Thanks for reminding me.


It isn't counter intuitive. It's just poor education that tells people the goal is to complete the standard education process, not to use your education toward some end.

I get the impression lots of people don't do self examination much for the most important questions about satisfying work and things that make you happy.


I get annoyed reading fluff like this. I used to work as a researcher and noticed a lemming like tendency for scientists to flock to the same stuff. It usually isn't until someone discovers something potentially disruptive (or the people who have money latch onto new buzz words) that the flocking changes. I can agree that each field has problems of interest. I'm a computer scientist but I have no interest in trying to solve P=NP. Sure the prominent problems of interest would have useful results to society if solved. However, who is to say that new problems of interest or mental shifts aren't out there. Beckoning to be found. Stretching the field (or individual researcher) is valuable.
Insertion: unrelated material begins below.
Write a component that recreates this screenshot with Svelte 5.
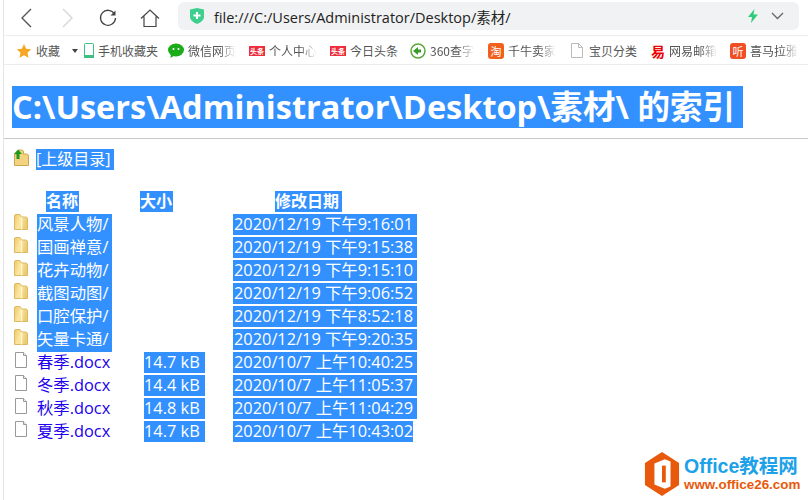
<script>
    const bookmarks = [
        { label: '手机收藏夹', icon: 'phone', w: 84 },
        { label: '微信网页', icon: 'wechat', w: 81, fade: true },
        { label: '个人中心', icon: 'toutiao', w: 81, fade: true },
        { label: '今日头条', icon: 'toutiao', w: 80 },
        { label: '360查字', icon: '360', w: 78, fade: true },
        { label: '千牛卖家', icon: 'tao', w: 83, fade: true },
        { label: '宝贝分类', icon: 'doc', w: 80 },
        { label: '网易邮箱', icon: 'netease', w: 79, fade: true },
        { label: '喜马拉雅', icon: 'ting', w: 70, fade: true }
    ];
    const rows = [
        { name: '风景人物/', size: '', date: '2020/12/19 下午9:16:01', dir: true },
        { name: '国画禅意/', size: '', date: '2020/12/19 下午9:15:38', dir: true },
        { name: '花卉动物/', size: '', date: '2020/12/19 下午9:15:10', dir: true },
        { name: '截图动图/', size: '', date: '2020/12/19 下午9:06:52', dir: true },
        { name: '口腔保护/', size: '', date: '2020/12/19 下午8:52:18', dir: true },
        { name: '矢量卡通/', size: '', date: '2020/12/19 下午9:20:35', dir: true },
        { name: '春季.docx', size: '14.7 kB', date: '2020/10/7 上午10:40:25' },
        { name: '冬季.docx', size: '14.4 kB', date: '2020/10/7 上午11:05:37' },
        { name: '秋季.docx', size: '14.8 kB', date: '2020/10/7 上午11:04:29' },
        { name: '夏季.docx', size: '14.7 kB', date: '2020/10/7 上午10:43:02' }
    ];
</script>

{#snippet folder()}
    <svg class="file-icon" width="14" height="16" viewBox="0 0 14 16">
        <defs>
            <linearGradient id="fold" x1="0" y1="0" x2="1" y2="0.300">
                <stop offset="0" stop-color="#f0c860"/>
                <stop offset="0.500" stop-color="#fbe7a4"/>
                <stop offset="1" stop-color="#eccb72"/>
            </linearGradient>
        </defs>
        <path d="M.5 15.500V2Q.5.500 2 .5h3Q7 .5 7 2.500V3h4.500q2 0 2 2v10.500z" fill="url(#fold)" stroke="#dcb95f"/>
        <path d="M7.500 3.500v12" stroke="#fff6d0" stroke-width="1.500"/>
    </svg>
{/snippet}

<div class="chrome">
    <div class="toolbar">
        <svg class="nav" width="18" height="20" viewBox="0 0 18 20"><path d="M13 1 4 10l9 9" fill="none" stroke="#555" stroke-width="1.400"/></svg>
        <svg class="nav" width="18" height="20" viewBox="0 0 18 20"><path d="m5 1 9 9-9 9" fill="none" stroke="#d6d6d6" stroke-width="1.400"/></svg>
        <svg class="nav" width="20" height="20" viewBox="0 0 20 20"><path d="M16.500 6A7.500 7.500 0 1 0 17.500 10" fill="none" stroke="#444" stroke-width="1.300"/><path d="M17.500 2.500v5h-5z" fill="#444"/></svg>
        <svg class="nav" width="20" height="20" viewBox="0 0 20 20"><path d="M1 10.500 10 2l9 8.500M4 8.500V18.500h12V8.500" fill="none" stroke="#444" stroke-width="1.200"/></svg>
        <div class="address">
            <svg width="14" height="16" viewBox="0 0 14 16"><path d="M0 1.500 7 0l7 1.500V9q0 4-7 7-7-3-7-7z" fill="#3ecf8e"/><path d="M7 4v7M3.500 7.500h7" stroke="#fff" stroke-width="2"/></svg>
            <span class="url">file:///C:/Users/Administrator/Desktop/素材/</span>
            <svg class="bolt" width="10" height="14" viewBox="0 0 10 14"><path d="M6.500 0 0 8h4l-1 6 7-8.500H5.500z" fill="#2ecc7a"/></svg>
            <svg class="chev" width="13" height="8" viewBox="0 0 13 8"><path d="m1 1 5.500 5.500L12 1" fill="none" stroke="#666" stroke-width="1.300"/></svg>
        </div>
    </div>
    <div class="bookmarks">
        <div class="mark fav">
            <svg width="16" height="16" viewBox="0 0 16 16"><path d="m8 1 2.200 4.700 5 .6-3.700 3.500 1 5L8 12.300 3.500 14.800l1-5L.8 6.300l5-.6z" fill="#f5a623"/></svg>
            <span>收藏</span>
            <i class="caret"></i>
        </div>
        {#each bookmarks as b}
            <div class="mark" style="width:{b.w}px">
                {#if b.icon === 'phone'}
                    <svg width="10" height="15" viewBox="0 0 10 15"><rect x=".5" y=".5" width="9" height="14" rx="1" fill="#fff" stroke="#3fbf7f"/><path d="M0 12h10v3H0z" fill="#3fbf7f"/></svg>
                {:else if b.icon === 'wechat'}
                    <svg width="16" height="15" viewBox="0 0 16 15"><ellipse cx="8" cy="7" rx="8" ry="6.500" fill="#1aad19"/><path d="m3 11-.5 4 4-2.500z" fill="#1aad19"/><circle cx="5.500" cy="6" r="1" fill="#fff"/><circle cx="10.500" cy="6" r="1" fill="#fff"/></svg>
                {:else if b.icon === 'toutiao'}
                    <span class="toutiao">头条</span>
                {:else if b.icon === '360'}
                    <svg width="16" height="16" viewBox="0 0 16 16"><circle cx="8" cy="8" r="7" fill="#fff" stroke="#5aa83a" stroke-width="1.500"/><path d="M3 8l5-4v2.500h3v3H8V12z" fill="#3a9a2a"/></svg>
                {:else if b.icon === 'tao'}
                    <span class="tao">淘</span>
                {:else if b.icon === 'doc'}
                    <svg class="doc" width="12" height="15" viewBox="0 0 12 15"><path d="M.5.500h7l4 4v10H.5z" fill="#fff" stroke="#bbb"/><path d="M7.500.500v4h4" fill="none" stroke="#bbb"/></svg>
                {:else if b.icon === 'netease'}
                    <span class="netease">易</span>
                {:else}
                    <span class="ting">听</span>
                {/if}
                <span class="mark-label" class:fade={b.fade}>{b.label}</span>
            </div>
        {/each}
    </div>
</div>

<main class="page">
    <h1><span class="sel">C:\Users\Administrator\Desktop\素材\ 的索引&nbsp;</span></h1>
    <hr />
    <div class="parent">
        <svg width="16" height="18" viewBox="0 0 16 18">
            <path d="M1.500 16.500V5h4V1h3q2 0 2 2v2h3q2 0 2 2v9.500z" fill="#f3d37f" stroke="#c9a84f"/>
            <path d="M5 .5 9 5H6.500v5h-3V5H1z" fill="#1e9a1e"/>
        </svg>
        <span class="sel">[上级目录]</span>
    </div>
    <table>
        <thead>
            <tr>
                <th class="name-head"><span class="sel">名称</span></th>
                <th class="size-head"><span class="sel">大小</span></th>
                <th class="date-head"><span class="sel">修改日期</span></th>
            </tr>
        </thead>
        <tbody>
            {#each rows as row}
                <tr>
                    <td class="name">
                        {#if row.dir}
                            {@render folder()}
                            <span class="sel">{row.name}</span>
                        {:else}
                            <svg class="file-icon" width="14" height="16" viewBox="0 0 14 16"><path d="M1.500.500h8l3 3v12h-11z" fill="#fff" stroke="#999"/><path d="M9.500.500v3h3" fill="#eee" stroke="#999"/></svg>
                            <span class="link">{row.name}</span>
                        {/if}
                    </td>
                    <td class="size">{#if row.size}<span class="sel">{row.size}</span>{/if}</td>
                    <td class="date"><span class="sel">{row.date}</span></td>
                </tr>
            {/each}
        </tbody>
    </table>
</main>

<div class="logo">
    <svg width="36" height="46" viewBox="0 0 38 44" preserveAspectRatio="none">
        <path d="M19 1 37 11.500v21L19 43 1 32.500v-21z" fill="#e8590c"/>
        <path d="M22 8 11 12v20l11 4 6-2V10z" fill="#fff"/>
        <path d="M19 14h4v16h-4z" fill="#e8590c"/>
    </svg>
    <div class="logo-text">
        <div class="logo-top">Office教程网</div>
        <div class="logo-url">www.office26.com</div>
    </div>
</div>

<style>
    :global(body) {
        margin: 0;
        background: #fff;
        overflow: hidden;
    }

    .chrome {
        font-family: "Noto Sans CJK SC", "Open Sans", sans-serif;
        border-bottom: 1px solid #ececec;
        height: 64px;
        margin-left: 3px;
        border-left: 1px solid #e6e6e6;
    }

    .toolbar {
        display: flex;
        align-items: center;
        height: 35px;
        border-bottom: 1px solid #ededed;
        padding-left: 14px;
    }

    .nav {
        margin-right: 22px;
        flex: none;
    }

    .address {
        display: flex;
        align-items: center;
        width: 621px;
        height: 28px;
        margin: 0 0 3px -4px;
        padding-left: 12px;
        box-sizing: border-box;
        background: #f1f2f3;
        border-radius: 6px;
    }

    .url {
        flex: 1;
        margin-left: 10px;
        font-family: "Open Sans", "Noto Sans CJK SC", sans-serif;
        font-size: 14.500px;
        color: #222;
        white-space: nowrap;
    }

    .bolt {
        margin-right: 13px;
    }

    .chev {
        margin-right: 15px;
    }

    .bookmarks {
        display: flex;
        align-items: center;
        height: 29px;
        padding-left: 12px;
        font-size: 12px;
        color: #555;
        white-space: nowrap;
    }

    .mark {
        display: flex;
        align-items: center;
        gap: 4px;
        flex: none;
    }

    .fav {
        margin-right: 6px;
    }

    .caret {
        margin-left: 8px;
        border: 3px solid transparent;
        border-top: 4px solid #444;
        border-bottom: 0;
    }

    .doc {
        margin-right: 2px;
    }

    .mark-label.fade {
        -webkit-mask-image: linear-gradient(to right, #000 65%, transparent);
        mask-image: linear-gradient(to right, #000 65%, transparent);
    }

    .toutiao {
        flex: none;
        width: 16px;
        height: 10px;
        background: #ee2d3c;
        color: #fff;
        font-size: 7px;
        font-weight: 700;
        line-height: 10px;
        text-align: center;
    }

    .tao,
    .ting {
        flex: none;
        width: 16px;
        height: 16px;
        border-radius: 3px;
        background: #f2601c;
        color: #fff;
        font-size: 11px;
        line-height: 16px;
        text-align: center;
    }

    .ting {
        background: #f04e23;
    }

    .netease {
        flex: none;
        width: 14px;
        color: #e00;
        font-size: 14px;
        font-weight: 700;
        line-height: 16px;
    }

    .page {
        margin-left: 3px;
        height: 435px;
        padding: 21px 0 0 8px;
        box-sizing: border-box;
        border-left: 1px solid #e6e6e6;
        font-family: "Open Sans", "Noto Sans CJK SC", sans-serif;
        font-size: 16px;
        color: #2200ee;
    }

    h1 {
        margin: 0;
        font-size: 32.500px;
        line-height: 44px;
        font-weight: 700;
        white-space: nowrap;
    }

    .sel {
        display: inline-block;
        vertical-align: top;
        background: #3390ff;
        color: #fff;
        line-height: 21px;
        white-space: pre;
    }

    h1 .sel {
        line-height: 42px;
    }

    hr {
        height: 0;
        margin: 8px 0 0 -8px;
        border: 0;
        border-top: 1px solid #c8c8c8;
    }

    .parent {
        display: flex;
        align-items: flex-start;
        gap: 7px;
        margin-top: 10px;
        height: 21px;
        padding-left: 1px;
    }

    .parent .sel {
        padding-right: 4px;
    }

    table {
        margin-top: 21px;
        border-collapse: collapse;
    }

    th,
    td {
        height: 23px;
        padding: 0;
        font-size: 16.350px;
        line-height: 21px;
        text-align: left;
        vertical-align: top;
        white-space: nowrap;
    }

    th {
        font-size: 16px;
        font-weight: 700;
    }

    th .sel {
        padding-right: 1px;
    }

    .name-head {
        width: 128px;
        padding-left: 34px;
        box-sizing: border-box;
    }

    .size-head {
        width: 93px;
        box-sizing: border-box;
    }

    .date-head {
        padding-left: 42px;
    }

    .date-head .sel {
        padding-right: 3px;
    }

    .name {
        display: flex;
        gap: 9px;
        padding-left: 2px;
    }

    .name .sel {
        padding-right: 4px;
    }

    .file-icon {
        flex: none;
    }

    .link {
        line-height: 21px;
    }

    .size {
        padding-left: 4px;
    }

    .size .sel {
        padding-right: 5px;
    }

    .date .sel {
        padding-left: 1px;
        padding-right: 4px;
    }

    tr:last-child .date .sel {
        padding-right: 0;
    }

    .logo {
        position: absolute;
        right: 0;
        bottom: 0;
        display: flex;
        align-items: center;
        gap: 4px;
        width: 164px;
        height: 52px;
        background: #fff;
    }

    .logo-text {
        margin-bottom: 2px;
        font-family: "Liberation Sans", "Noto Sans CJK SC", sans-serif;
        font-weight: 700;
        white-space: nowrap;
    }

    .logo-top {
        color: #1da1e8;
        font-size: 19.500px;
        line-height: 22px;
    }

    .logo-url {
        color: #e8590c;
        font-size: 13.400px;
        line-height: 15px;
    }
</style>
I don't get annoyed reading responses like yours, nor am I nettled my the thought that my post was fluff. Of course it is fluff. Possibly even chaff or lint.

That being said, I am not clear on what you are saying about trying to solve P=NP. While this is important, there are a lot of important things to solve and nowhere in my post or in Hamming's original discussion is there the suggestion that importance is judged by popularity.

I think it is entirely possible for a lone researcher to work on something that does not interest anyone else, and should you ask why she has chosen that work, she answers that it is an important open problem in the field.

So I am suggesting that a dedication to working on important open problems is not necessarily equivalent to following everyone else. People who lie to follow, follow. People who like solitude and adventure strike out in new directions.

Either way, the questions retain their importance, IMO.


I read the post as "what are the important problems? Go solve them!" for some value of important problems. I further read this as the value of important problems is defined by others. I filled in my own blanks there (most likely). Although I think I saw something about "problems of my field" that helped me reach this conclusion. I'm just making sure those who strike out in new directions are represented.


* I'm just making sure those who strike out in new directions are represented.*

Strongly agree. Miles Davis revolutionalized Jazz five times. Four of those times, he walked away from what he himself had popularized to strike out in a new direction.


I think you need to read the full article, which is really good: http://www.cs.virginia.edu/%7Erobins/YouAndYourResearch.html

He talks about Nobel Prize-level research, and justifies what he says with a lot of examples of researchers he worked with, who won Nobel Prizes or similar awards.

The original article is really not fluff.


Are you working on anything to enhance the field of computer science itself? Or using your comp-sci knowledge to work in some applied area?


Yes.


Well some people think P=NP is important, some don't. That's why i asked around some time ago.

http://focs.wordpress.com/2007/09/05/the-most-important-prob...


This is an insightful post. Sometimes people let themselves off the hook.

Defining which problem is the "most important" is a bit tough, but whatever problem you are working on ought to be very important to you.

So in a sense, the point is to avoid just working for a paycheck and try to do something that means something to you.